How building service contractors reduce supply costs for themselves and their clients.
Some building services contractors may not be aware of the many ways in which large contract cleaning companies reduce supply costs—not only for themselves, but for their clients as well. And they may also not be aware of the fact that many of these methods can also help smaller contract cleaning companies reduce their costs.
To educate BSCs—both large and small—about some of lesser-known solutions for saving on supply costs, here are a few methods that have proven quite successful:
Product mapping: Product mapping, also known as product evaluations, involves inventorying all the products used for cleaning and then selecting those that are most cost effective to address different cleaning tasks and situations. Along with product mapping, contractors should also institute a product satisfaction rate. For instance, unless a product has a satisfaction rate of 80 percent or higher, it is best to look for alternatives.
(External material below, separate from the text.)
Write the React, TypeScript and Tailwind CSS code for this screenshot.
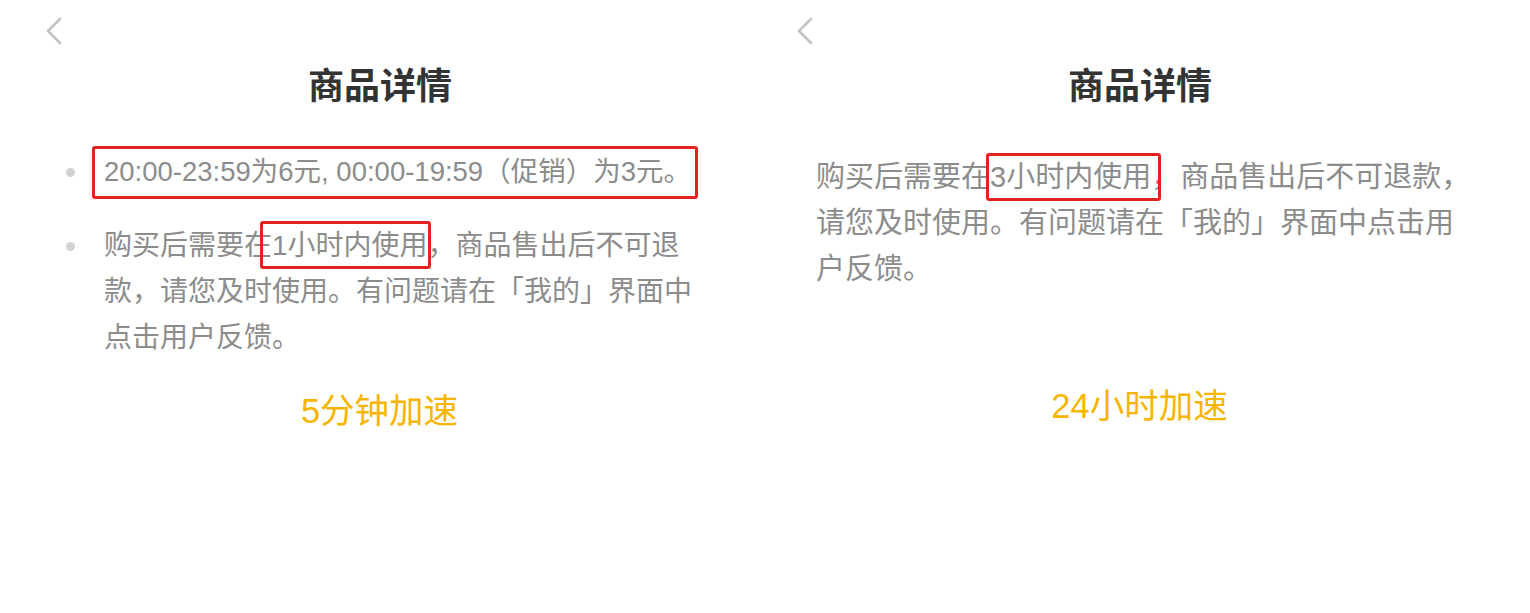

“BSCs should institute a product satisfaction rate—unless a product has a satisfaction rate of 80 percent or higher, it is best to look for other alternatives.”
Rationalizing Products: Similar to product mapping, this process is designed to select products that are not only cost effective, but those that can also tackle multiple cleaning tasks. This process can reduce costs as well as the number of cleaning products used overall, saving closet space and helping to improve worker training and education. In some cases, contractors can decrease the number of regularly used cleaning solutions used in a facility from 10 or more to only four or five.
Fill rate: A fill rate is sometimes referred to as “just in time delivery.” It allows contractors to decrease stock on hand by requiring that suppliers provide necessary cleaning items within a day or two. The contractor does not have to pay for products until they are needed. However, this puts the responsibility on the distributor to provide the item on time, with no back orders, something many local distributors may not be able to meet. In such cases, contractors may need to turn to a national supplier or GPO (discussed next) to provide a satisfactory fill rate.
GPO: If eligible to join a Group Purchasing Organization, the savings on a wide range of cleaning tools, products, and equipment can be very significant—in some cases, as much as 50 percent. Because of the group’s buying power, the organization is able to negotiate national contracts with product manufacturers, thus creating valuable savings for everyone involved.
No RTU cleaners: Ready-to-use (RTU) cleaning solutions do serve a purpose—they’re very convenient and easy to use. However, if the ultimate goal is to reduce costs, they should be avoided. This is due to the fact that it is far more cost effective to buy concentrated cleaning solutions in large containers and then dilute them using a portion control system, as opposed to purchasing RTU cleaners, which may be more convenient, but are also much more expensive in the long run.
Prepare for emergencies: Invariably, BSCs will end up paying more for products if they are needed in an emergency. While inventory control processes, such as those discussed here, are essential, it is also crucial to have some products available that may be needed in an emergency, such as a fire, flood, natural disaster, etc. In this case, it pays—in more ways than one—to always be prepared for the worst.
Quality products: When it comes to cleaning tools, solutions, and equipment, you often “get what you pay for.” Less expensive products may be of inferior quality, not as effective, or not last as long as a quality product. Not only can this increase supply costs, it can increase time and labor costs as well. The quality and effectiveness of a product should always the primary factor when deciding which cleaning supplies to purchase. While price is important and should be considered, a high-quality product will nearly always prove to be less expensive in the long run.
Terry Sambrowski is executive director of the National Service Alliance (NSA), a leading group purchasing organization (GPO) for larger building service contractors and related businesses in the United States.